The 84-year-old hedge fund financier said Europe needed to “wake up” and accept that it was under attack from Russia.“Assisting Ukraine should be seen as a defence measure by European countries,” he said.
“The US and the Europeans are determined to avoid a war but unless they balance sanctions with support for Ukraine, they may well have one.”
However, EU leaders are reluctant to provide more funds and even struggled to raise €1bn for the fight against Ebola.
Similarly, western nations are holding back on pumping fresh money into Ukraine until they see evidence of reform in Kiev.
European officials balked last month at the idea of extra support for Ukraine when the IMF identified a $15bn funding gap.
Mr Soros was speaking before the publication of an essay in The New York Review of Books where he lays out detailed proposals for how a $50bn support plan for Ukraine could be marshalled by international institutions, including the EU and International Monetary Fund.
This massively expanded financial firepower, he argued, was the only way Europe could counter Moscow’s nationalist expansionism and save Ukraine from a bankruptcy that would strengthen hardliners in Russia.
“Hopefully, Russia’s troubles and Ukraine’s progress would persuade President Vladimir Putin to give up as a lost cause his attempts to destabilise Ukraine,” Mr Soros wrote in his essay.
For Mr Soros, this was evidence that western leaders had not understood Russia’s ambitions to undermine the EU itself, supporting anti-bloc politicians and using gas exports to play countries off against each other.
“The EU itself is disintegrating,” he said.
“Russia offers an alternative view of the world — force rather than rule of law”.
Mr Soros said an economic rescue of Ukraine would change Russian politics. While a Ukrainian bankruptcy would cement the power of hardliners, he said economic regeneration in the country, led by the EU and US, would bolster a more western-looking opposition in Russia.

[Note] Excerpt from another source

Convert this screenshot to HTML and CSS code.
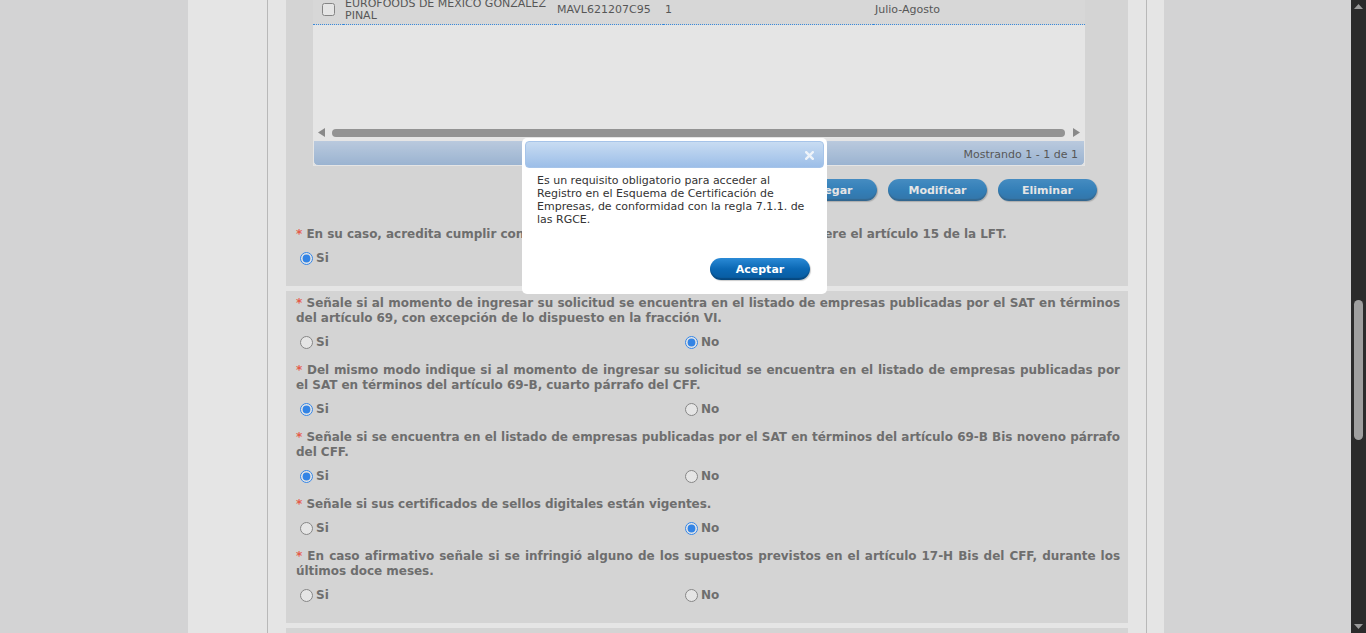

Mr Soros, infamous for betting against the pound in 1992, made no attempt to disguise his bias for Ukraine where he established a foundation in 1990 and said the country was ripe for investment.
He said western companies looking for Ukraine’s growth areas should turn to its energy networks and the agricultural sector of the Soviet Union’s former breadbasket.
The most lucrative area would be improving the efficiency of the country’s power and heating networks, which are 10 times more energy intensive than the average in the OECD, the Paris based group of countries that aims to promote sustainable growth.
“For investment, energy efficiency is tops and agriculture has great potential as number two,” Mr Soros said.